▶ [Dataset entries]:
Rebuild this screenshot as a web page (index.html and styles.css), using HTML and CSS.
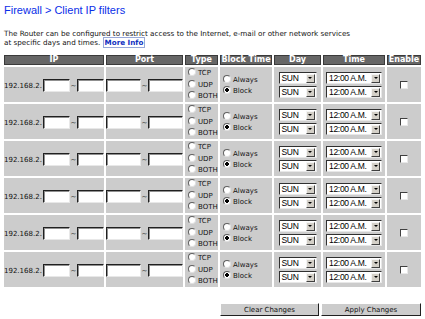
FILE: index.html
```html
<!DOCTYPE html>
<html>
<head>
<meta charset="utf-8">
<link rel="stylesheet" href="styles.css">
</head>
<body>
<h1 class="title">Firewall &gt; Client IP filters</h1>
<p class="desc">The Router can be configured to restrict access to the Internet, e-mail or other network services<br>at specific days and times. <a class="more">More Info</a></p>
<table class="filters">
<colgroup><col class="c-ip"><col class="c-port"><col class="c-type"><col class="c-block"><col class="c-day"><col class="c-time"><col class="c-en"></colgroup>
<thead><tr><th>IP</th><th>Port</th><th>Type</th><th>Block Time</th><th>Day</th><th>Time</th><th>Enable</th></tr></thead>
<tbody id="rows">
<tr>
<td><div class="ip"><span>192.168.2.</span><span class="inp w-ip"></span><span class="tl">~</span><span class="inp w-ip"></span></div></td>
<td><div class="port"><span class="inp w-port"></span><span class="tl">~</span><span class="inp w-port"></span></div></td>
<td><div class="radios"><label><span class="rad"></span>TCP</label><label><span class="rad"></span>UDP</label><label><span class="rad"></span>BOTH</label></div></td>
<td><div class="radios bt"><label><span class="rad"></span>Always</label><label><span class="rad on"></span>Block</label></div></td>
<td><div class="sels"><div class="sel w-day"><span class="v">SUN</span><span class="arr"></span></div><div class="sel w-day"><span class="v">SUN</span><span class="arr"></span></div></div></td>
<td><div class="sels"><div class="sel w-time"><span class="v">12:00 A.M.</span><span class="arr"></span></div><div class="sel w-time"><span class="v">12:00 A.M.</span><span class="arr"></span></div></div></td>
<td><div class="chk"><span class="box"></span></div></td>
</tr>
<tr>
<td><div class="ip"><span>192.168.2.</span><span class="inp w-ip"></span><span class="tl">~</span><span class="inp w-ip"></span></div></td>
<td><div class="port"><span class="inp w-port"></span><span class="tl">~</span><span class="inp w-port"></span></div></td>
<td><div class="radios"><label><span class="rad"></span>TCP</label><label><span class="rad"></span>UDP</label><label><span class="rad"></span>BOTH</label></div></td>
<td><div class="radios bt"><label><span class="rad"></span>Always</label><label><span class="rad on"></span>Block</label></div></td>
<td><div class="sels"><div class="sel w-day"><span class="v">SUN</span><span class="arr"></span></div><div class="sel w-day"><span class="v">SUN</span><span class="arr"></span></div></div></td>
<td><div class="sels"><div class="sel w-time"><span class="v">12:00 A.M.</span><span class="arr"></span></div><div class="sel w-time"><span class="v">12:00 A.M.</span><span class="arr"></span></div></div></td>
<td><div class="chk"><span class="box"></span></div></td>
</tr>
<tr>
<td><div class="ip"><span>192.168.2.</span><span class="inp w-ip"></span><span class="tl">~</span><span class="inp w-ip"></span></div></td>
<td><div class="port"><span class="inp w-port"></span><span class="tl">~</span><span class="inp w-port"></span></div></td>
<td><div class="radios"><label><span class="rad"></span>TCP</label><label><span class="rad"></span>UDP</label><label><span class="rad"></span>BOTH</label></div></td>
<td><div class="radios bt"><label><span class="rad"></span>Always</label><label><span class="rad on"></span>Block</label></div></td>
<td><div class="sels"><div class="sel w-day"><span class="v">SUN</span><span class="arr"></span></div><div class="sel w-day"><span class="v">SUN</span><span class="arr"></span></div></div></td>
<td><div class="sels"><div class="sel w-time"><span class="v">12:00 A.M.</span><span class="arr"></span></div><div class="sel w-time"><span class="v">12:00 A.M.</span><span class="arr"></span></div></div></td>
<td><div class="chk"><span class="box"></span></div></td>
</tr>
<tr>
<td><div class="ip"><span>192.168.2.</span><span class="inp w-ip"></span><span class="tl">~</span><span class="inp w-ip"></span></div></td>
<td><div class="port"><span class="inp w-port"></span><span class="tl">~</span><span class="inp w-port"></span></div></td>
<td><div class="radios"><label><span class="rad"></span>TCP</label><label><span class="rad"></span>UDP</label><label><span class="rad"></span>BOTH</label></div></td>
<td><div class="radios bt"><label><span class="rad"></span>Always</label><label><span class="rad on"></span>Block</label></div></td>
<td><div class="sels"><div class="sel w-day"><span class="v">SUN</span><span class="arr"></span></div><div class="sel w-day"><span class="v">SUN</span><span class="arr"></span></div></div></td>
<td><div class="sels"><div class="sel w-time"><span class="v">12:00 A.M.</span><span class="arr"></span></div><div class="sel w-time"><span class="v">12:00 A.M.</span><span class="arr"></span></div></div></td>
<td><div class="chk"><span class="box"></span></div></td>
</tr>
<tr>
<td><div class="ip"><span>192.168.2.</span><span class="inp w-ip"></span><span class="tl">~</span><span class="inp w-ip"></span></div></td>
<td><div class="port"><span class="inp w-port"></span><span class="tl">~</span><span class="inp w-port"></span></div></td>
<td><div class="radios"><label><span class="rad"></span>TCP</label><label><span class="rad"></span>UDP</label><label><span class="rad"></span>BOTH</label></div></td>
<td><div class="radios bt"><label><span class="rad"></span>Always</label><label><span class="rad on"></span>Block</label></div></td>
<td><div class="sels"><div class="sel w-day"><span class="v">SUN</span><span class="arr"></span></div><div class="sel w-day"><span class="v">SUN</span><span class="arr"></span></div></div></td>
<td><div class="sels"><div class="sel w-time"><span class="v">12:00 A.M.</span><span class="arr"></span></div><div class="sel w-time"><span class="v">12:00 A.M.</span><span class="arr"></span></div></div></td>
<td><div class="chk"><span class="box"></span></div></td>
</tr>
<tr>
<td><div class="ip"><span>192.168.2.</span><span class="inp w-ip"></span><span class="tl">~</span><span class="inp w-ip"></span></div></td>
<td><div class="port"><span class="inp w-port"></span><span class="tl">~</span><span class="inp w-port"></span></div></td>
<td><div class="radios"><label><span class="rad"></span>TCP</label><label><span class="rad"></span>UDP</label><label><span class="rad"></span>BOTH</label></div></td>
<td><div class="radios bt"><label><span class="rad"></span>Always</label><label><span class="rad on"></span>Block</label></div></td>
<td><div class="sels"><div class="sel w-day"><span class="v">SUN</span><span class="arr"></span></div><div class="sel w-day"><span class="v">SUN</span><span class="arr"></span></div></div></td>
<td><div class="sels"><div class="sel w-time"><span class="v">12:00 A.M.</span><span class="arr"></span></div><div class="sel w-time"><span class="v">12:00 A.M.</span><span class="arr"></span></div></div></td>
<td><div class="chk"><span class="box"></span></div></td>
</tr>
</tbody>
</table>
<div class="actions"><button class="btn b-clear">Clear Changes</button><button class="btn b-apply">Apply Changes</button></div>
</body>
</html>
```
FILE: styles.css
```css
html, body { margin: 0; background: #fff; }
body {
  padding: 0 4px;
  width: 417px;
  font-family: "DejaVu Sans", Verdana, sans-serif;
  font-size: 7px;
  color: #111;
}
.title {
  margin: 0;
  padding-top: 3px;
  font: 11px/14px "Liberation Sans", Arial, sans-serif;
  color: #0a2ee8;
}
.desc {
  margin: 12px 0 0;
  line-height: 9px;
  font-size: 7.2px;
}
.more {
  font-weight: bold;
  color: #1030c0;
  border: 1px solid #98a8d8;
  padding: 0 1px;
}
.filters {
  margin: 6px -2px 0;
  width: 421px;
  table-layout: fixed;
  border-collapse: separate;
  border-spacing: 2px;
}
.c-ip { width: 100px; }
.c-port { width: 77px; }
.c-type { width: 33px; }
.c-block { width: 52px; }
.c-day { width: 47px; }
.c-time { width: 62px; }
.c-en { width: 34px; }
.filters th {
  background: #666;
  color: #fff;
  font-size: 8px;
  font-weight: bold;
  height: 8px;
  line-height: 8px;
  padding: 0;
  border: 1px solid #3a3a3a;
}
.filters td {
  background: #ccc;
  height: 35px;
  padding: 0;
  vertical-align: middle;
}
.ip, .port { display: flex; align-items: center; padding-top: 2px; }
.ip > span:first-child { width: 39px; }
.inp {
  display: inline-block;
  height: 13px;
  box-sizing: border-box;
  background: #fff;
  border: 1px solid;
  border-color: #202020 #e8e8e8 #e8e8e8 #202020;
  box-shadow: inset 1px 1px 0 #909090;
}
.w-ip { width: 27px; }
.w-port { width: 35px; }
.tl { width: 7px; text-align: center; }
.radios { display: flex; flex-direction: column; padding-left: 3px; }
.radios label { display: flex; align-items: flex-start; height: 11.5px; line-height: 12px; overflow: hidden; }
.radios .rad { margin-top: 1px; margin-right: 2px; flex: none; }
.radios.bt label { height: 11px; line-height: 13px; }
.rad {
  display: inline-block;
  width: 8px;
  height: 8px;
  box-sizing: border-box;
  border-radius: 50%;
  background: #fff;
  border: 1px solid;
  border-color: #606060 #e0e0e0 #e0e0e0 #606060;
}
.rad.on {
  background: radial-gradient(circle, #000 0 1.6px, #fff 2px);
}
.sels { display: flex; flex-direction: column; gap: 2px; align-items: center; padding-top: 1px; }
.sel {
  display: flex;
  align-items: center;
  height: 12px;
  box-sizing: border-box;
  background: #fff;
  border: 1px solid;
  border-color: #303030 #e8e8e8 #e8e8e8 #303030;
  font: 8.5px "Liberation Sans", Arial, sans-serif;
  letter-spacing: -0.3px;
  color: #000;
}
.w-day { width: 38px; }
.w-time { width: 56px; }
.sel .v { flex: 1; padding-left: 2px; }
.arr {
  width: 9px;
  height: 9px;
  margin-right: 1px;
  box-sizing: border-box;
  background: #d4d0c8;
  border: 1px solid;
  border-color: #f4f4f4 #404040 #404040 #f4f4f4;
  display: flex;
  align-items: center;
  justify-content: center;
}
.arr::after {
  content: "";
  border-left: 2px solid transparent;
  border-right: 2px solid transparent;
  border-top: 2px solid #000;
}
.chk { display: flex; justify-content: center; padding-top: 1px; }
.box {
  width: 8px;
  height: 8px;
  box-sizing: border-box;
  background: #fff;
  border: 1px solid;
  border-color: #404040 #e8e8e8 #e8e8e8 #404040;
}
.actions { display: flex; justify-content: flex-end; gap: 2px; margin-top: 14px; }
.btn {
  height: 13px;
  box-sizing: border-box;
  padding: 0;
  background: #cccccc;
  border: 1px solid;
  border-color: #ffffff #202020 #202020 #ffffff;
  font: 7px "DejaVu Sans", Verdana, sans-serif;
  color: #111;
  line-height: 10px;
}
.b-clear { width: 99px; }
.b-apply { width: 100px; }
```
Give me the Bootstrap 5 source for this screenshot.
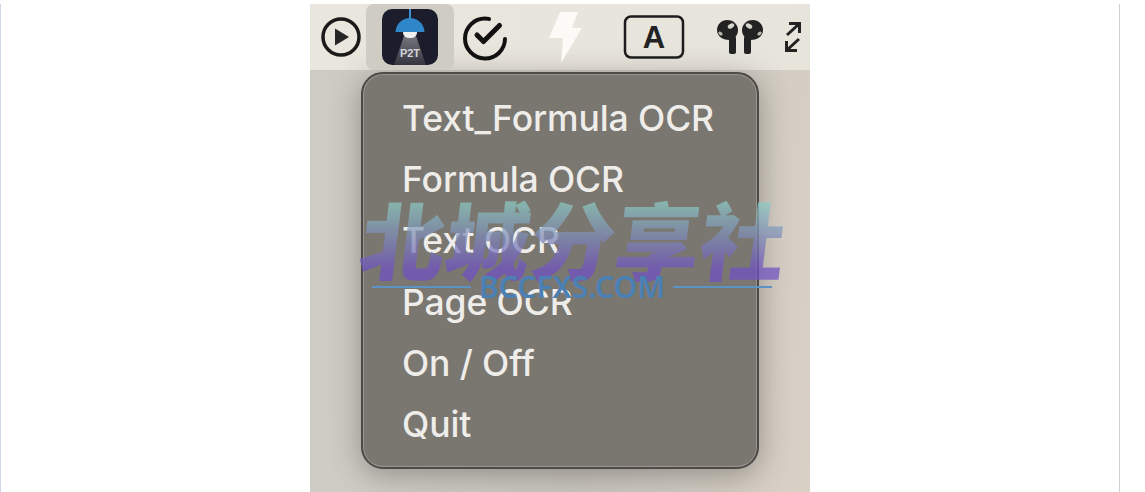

▶ [Task instructions]:
Identify and copy all lines with the word "screenshot".

▶ [Answer to the task]:
Rebuild this screenshot as a web page (index.html and styles.css), using HTML and CSS.
Give me the Bootstrap 5 source for this screenshot.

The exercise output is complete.